No es que el sector energético invierta mucho en innovación disruptiva en España. Las cifras que se manejan se refieren fundamentalmente a mejoras tecnológicas y de procesos, muy poca ambición en dar saltos cualitativos.
Iberdrola, por citar un caso, destinó a I+D en 2018 apenas el 0,76% de sus ingresos, en unos tiempos en los que pedimos a España que invierta un 2% de su PIB en innovación de base tecnológica, y apenas el 8,9% de sus beneficios. Presenta menos de 12 solicitudes de patente al año en la EPO, frente a las 1.300 de General Electric o las 650 de Mitsubishi Electric. Su ambicioso Plan Perseo para impulsar a startup con tecnologías potencialmente atractivas en ámbitos como las energías renovables, las redes inteligentes o la transformación digital, sólo prevé 70 millones de euros en 10 años, frente a los 1.000 millones de euros anuales de Siemens. Y cosas parecidas se podrían decir de Repsol, Cepsa y resto de nuestras energéticas, en la poca medida en que podemos decir todavía que son nuestras.

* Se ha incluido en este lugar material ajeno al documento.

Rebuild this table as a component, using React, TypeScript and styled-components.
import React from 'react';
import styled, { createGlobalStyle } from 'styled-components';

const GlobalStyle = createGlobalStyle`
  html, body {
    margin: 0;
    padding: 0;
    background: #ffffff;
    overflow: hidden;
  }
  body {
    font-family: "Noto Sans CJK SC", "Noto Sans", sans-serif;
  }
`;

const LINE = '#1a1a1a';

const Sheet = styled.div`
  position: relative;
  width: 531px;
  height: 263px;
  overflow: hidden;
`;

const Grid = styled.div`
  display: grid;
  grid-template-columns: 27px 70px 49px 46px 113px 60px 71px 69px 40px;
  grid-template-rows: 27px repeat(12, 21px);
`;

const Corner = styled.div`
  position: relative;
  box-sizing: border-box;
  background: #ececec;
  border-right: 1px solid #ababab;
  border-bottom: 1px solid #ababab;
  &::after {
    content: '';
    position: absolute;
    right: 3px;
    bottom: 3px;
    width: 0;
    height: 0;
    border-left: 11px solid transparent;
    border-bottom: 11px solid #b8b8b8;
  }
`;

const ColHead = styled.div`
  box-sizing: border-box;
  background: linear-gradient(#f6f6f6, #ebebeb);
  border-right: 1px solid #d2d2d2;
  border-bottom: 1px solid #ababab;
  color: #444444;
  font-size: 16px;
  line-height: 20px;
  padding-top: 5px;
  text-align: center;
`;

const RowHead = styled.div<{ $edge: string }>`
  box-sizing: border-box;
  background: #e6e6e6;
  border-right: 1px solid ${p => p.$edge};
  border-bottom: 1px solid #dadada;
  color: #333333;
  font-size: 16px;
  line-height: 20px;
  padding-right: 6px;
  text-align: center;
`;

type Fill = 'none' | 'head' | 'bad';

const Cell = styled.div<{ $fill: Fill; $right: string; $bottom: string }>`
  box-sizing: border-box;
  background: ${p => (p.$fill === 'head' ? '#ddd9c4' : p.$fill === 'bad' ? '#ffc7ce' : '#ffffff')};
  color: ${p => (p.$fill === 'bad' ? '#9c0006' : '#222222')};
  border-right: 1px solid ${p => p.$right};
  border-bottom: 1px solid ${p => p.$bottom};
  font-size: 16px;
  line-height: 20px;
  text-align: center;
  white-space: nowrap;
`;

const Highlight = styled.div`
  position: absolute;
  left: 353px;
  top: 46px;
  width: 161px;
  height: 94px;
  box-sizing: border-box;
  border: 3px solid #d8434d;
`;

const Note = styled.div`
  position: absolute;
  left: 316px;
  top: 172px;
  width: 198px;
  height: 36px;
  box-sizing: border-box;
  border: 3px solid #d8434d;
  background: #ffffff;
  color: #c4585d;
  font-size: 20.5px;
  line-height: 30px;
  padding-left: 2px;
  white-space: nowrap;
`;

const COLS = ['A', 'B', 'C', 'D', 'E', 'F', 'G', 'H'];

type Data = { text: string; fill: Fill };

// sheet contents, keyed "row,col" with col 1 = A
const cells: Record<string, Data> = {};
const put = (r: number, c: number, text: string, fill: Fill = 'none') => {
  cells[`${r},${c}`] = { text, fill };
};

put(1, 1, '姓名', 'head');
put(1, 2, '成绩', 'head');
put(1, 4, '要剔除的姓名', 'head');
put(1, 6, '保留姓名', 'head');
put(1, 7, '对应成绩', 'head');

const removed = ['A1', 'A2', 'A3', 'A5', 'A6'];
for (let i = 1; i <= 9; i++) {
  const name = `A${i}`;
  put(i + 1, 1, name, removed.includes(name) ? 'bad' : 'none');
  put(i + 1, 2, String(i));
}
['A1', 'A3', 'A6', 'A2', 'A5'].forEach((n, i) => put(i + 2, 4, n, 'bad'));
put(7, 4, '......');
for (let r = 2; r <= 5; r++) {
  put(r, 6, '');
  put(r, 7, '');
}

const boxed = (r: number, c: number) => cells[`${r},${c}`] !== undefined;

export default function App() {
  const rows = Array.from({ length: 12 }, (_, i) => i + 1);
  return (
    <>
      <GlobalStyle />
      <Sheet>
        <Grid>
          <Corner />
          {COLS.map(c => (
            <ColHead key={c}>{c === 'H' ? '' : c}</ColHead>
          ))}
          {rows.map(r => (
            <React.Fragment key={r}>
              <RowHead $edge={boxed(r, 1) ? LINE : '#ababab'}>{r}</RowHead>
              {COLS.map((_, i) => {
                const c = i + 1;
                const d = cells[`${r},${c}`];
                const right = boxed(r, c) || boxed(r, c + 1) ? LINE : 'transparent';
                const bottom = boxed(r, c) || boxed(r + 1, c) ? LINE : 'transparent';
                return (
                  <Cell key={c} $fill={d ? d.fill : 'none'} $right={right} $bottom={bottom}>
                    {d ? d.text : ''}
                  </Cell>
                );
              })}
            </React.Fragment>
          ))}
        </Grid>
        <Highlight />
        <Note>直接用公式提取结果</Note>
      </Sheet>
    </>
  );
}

Por si fuera poco, la crisis de la Covid-19. Andan revueltos algunos laboratorios ahora con el impacto que está teniendo la pandemia sobre las decisiones estratégicas de inversión en I+D de las compañías del sector. Algún nombre relevante entre nuestra nómina de investigadores se las está teniendo con los departamentos financieros para que cumplan con sus compromisos. Pero claro, la energía se encuentra en el centro de una tormenta perfecta y en su orden de prioridades la disrupción va perdiendo interés en detrimento de la supervivencia.
Esa tormenta perfecta viene dada, en primer lugar, por una crisis histórica de la demanda. Hemos visto refinerías al borde del colapso, porque no pueden dejar de producir derivados del petróleo algunos de los cuales, como el queroseno, simplemente dejan de tener mercado con la paralización de la actividad aérea. A eso se suma la crisis tecnológica por el impulso de los planes de electrificación, en especial en el automóvil, sin que esté resuelta de forma definitiva la cuestión de la energía que moverá los motores en el futuro: si las baterías (con los problemas logísticos que acarrean determinadas materias primas) o, como sugieren con cada vez más fuerza voces relevantes del sector, el hidrógeno.

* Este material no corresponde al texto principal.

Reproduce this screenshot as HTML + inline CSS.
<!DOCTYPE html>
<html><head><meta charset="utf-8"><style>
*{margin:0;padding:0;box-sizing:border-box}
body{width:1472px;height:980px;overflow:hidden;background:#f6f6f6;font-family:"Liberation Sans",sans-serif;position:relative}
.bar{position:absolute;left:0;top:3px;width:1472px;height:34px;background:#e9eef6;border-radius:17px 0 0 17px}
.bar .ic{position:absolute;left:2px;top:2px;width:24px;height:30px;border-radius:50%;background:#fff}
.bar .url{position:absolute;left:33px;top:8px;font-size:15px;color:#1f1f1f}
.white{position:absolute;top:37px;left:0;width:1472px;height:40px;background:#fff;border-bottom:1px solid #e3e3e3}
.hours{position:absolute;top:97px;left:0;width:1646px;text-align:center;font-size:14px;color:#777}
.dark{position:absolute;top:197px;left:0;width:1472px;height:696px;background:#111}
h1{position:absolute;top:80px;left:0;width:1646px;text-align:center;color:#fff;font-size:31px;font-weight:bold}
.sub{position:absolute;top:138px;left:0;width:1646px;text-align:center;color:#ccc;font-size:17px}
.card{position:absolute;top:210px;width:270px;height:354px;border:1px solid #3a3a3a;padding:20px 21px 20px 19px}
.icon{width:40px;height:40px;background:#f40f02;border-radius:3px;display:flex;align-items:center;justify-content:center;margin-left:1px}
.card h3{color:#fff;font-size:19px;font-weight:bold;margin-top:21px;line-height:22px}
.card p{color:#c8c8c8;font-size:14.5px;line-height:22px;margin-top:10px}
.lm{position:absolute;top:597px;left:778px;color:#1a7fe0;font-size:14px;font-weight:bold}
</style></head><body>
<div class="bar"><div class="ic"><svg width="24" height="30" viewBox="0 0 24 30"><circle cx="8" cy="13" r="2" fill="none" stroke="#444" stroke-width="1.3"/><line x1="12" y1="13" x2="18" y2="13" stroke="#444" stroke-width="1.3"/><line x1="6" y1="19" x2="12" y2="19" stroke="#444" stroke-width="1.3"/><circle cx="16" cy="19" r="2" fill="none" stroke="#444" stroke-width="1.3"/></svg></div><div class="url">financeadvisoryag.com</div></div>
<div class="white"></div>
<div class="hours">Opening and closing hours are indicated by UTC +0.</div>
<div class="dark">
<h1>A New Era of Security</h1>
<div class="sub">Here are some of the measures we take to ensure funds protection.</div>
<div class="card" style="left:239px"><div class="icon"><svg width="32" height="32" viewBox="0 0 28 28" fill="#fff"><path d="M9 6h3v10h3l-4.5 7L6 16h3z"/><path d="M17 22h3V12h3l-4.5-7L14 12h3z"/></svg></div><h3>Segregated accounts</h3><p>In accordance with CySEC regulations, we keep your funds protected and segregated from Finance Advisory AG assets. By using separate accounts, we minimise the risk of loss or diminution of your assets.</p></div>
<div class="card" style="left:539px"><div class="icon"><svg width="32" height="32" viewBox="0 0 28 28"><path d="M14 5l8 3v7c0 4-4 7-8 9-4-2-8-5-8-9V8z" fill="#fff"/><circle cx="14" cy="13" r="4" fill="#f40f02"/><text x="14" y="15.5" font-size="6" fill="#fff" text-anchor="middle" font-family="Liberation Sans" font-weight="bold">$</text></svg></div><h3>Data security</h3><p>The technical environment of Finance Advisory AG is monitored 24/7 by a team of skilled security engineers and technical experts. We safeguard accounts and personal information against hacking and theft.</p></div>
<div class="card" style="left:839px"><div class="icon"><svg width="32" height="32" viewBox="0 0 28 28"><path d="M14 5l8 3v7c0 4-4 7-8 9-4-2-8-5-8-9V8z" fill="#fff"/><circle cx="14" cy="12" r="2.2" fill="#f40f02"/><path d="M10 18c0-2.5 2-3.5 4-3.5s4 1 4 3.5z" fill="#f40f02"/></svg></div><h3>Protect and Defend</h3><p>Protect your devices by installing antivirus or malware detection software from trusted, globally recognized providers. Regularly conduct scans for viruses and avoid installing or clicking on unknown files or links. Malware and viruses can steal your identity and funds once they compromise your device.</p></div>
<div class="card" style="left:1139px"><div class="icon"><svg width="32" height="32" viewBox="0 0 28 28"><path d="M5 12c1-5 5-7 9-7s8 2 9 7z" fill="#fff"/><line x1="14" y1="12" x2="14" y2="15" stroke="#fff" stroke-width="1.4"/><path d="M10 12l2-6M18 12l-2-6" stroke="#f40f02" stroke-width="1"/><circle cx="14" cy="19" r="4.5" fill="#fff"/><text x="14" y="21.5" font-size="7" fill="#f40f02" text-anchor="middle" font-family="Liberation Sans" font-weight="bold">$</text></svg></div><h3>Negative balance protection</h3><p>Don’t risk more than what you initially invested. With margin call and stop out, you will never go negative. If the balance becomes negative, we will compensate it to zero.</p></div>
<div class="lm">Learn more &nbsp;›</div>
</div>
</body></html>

Por no olvidar la cuestión de la energía fotovoltaica, cuya productividad se ha incrementado un 80% en 10 años, un salto con capacidad para desestabilizar el mercado de la distribución de la mano de esos nuevos modelos de negocio que proponen actores provinientes de la economía digital. Porque, en efecto, las nuevas tecnologías de procesamiento, almacenamiento de información e hiperconectividad van a dar entrada también en el sector energético a nuevas voces dispuestas a castigar a las compañías que no han hecho de forma adecuada la transición digital.
Y la tormenta perfecta se despliega, por último, en un entorno regulatorio caracterizado, como me dijo el CEO de Siemens, Miguel Ángel López, por ese arranca-acelera-para de muchos gobiernos europeos, entre ellos el español, que en ámbitos como el de la energía eólica ha llegado a provocar crisis tan relevantes como las de Senvion y Enercon.
El problema es que esta catarsis del sector energético español, tan poco propenso, digo, a invertir en innovación disruptiva, va a tener implicaciones en el papel que asumiremos en la carrera por esos grandes objetivos que nos hemos planteado como sociedad, como la transición energética asociada a la lucha contra el cambio climático. «El entorno de menor precio del petróleo también obstaculiza la competitividad de alternativas energéticamente eficientes, vehículos eléctricos y baterías», observa con acierto el World Economic Forum.
"Estos desarrollos confirman los vínculos que se refuerzan mutuamente entre la transición energética y el crecimiento económico: por mucho que la transición energética sea un factor en el crecimiento económico, se necesita un crecimiento económico sostenido para la transición energética".